Why This Structure Works
This sample timetable applies four evidence-based principles. First, subjects are interleaved, no single subject dominates a day. Second, sessions are short and focused at 30–45 minutes each, because concentration degrades after that. Third, rest is built in, Wednesday is light, Saturday afternoon and Sunday afternoon are free. Fourth, there is a catch-up slot (Friday session 2) to absorb disruptions without the whole plan collapsing.
During Easter holidays and study leave, this structure scales up: the same principles apply, but sessions extend to 4–6 hours per day with proper breaks between blocks. The Pomodoro technique (25 minutes of focused work, 5 minutes break) works well for structuring longer sessions.

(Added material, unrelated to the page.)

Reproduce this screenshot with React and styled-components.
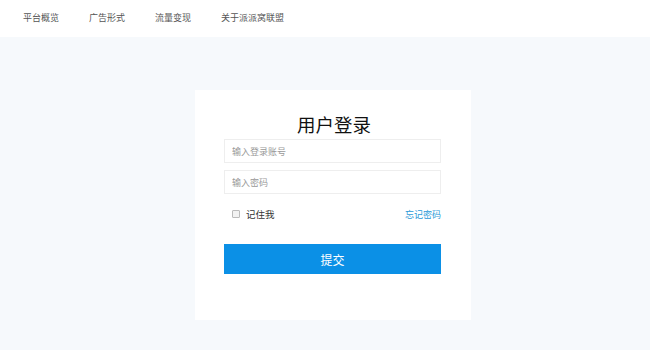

Common GCSE Revision Timetable Mistakes to Watch For
After years of working alongside students and parents, these are the mistakes I saw most often. Each one is completely understandable, and completely fixable.
If your child is sitting at their desk for long hours but cannot explain a topic from memory when asked, the revision is probably passive. The single most impactful change is switching from re-reading to active recall, closing the book and testing themselves. See our detailed guide to GCSE revision techniques that actually work.
The Parent's Role: What to Do and What Not to Do
Your role as a parent is not to become your child's revision tutor. You do not need to understand simultaneous equations or Macbeth's tragic flaw. Your role is environment, structure, and the right kind of encouragement. The parents I saw make the biggest difference were the ones who provided support without control.
Do
- •Help them create the timetable together (but let them lead)
- •Provide a quiet, distraction-free workspace
- •Ask "what are you revising today?" (shows interest)
- •Enforce breaks and downtime, rest prevents burnout
- •Check in weekly: "Is the timetable working?"
- •Celebrate effort, not just grades
Don’t
- •Create the timetable FOR them (it must be their plan)
- •Hover or quiz them constantly during sessions
- •Compare them to siblings or friends
- •Add extra sessions when they seem stressed
- •Panic if they miss a day, flexibility is built in
- •Remove all social time, balance prevents burnout
Weekly Check-Ins That Actually Help
At the end of each week, spend five minutes reviewing the timetable together. Not as an interrogation, as a planning session. Three questions work well:
What did you actually do this week?
Compare what was planned to what happened. No judgement. This is data collection, not a performance review.
What felt hardest?
This reveals where extra time or different techniques might help. If a Red topic still feels Red after two weeks of revision, the approach might need to change, not just more hours.
What needs adjusting for next week?
Move topics, swap sessions, add catch-up time. The timetable is a living document that improves every week.
Many parents feel helpless because the curriculum has changed so much since their own school days. The 9–1 grading system, new specifications, different exam structures; it can all feel overwhelming. But you do not need to understand the content. Providing structure, asking the right questions, and keeping the plan realistic is exactly what your child needs.
If your child gets stuck on a topic at 9pm on a Thursday and you cannot help with the content, that is exactly the kind of moment where on-demand AI tutoring fills the gap, available when questions arise, not just at a pre-scheduled time. And if you want to understand how grade boundaries work so you can have more informed conversations with your child about targets, we have a guide for that too.
If you take one thing from this guide: sit down with your child this weekend and build the first draft of their timetable together. Use their mock results to RAG rate topics. Start with the exam board specification as your checklist. Keep it realistic. Plan 1.5 hours per weeknight, not 4. Then review it together at the end of week one and adjust. A good-enough plan you start today is infinitely better than a perfect plan you start next month.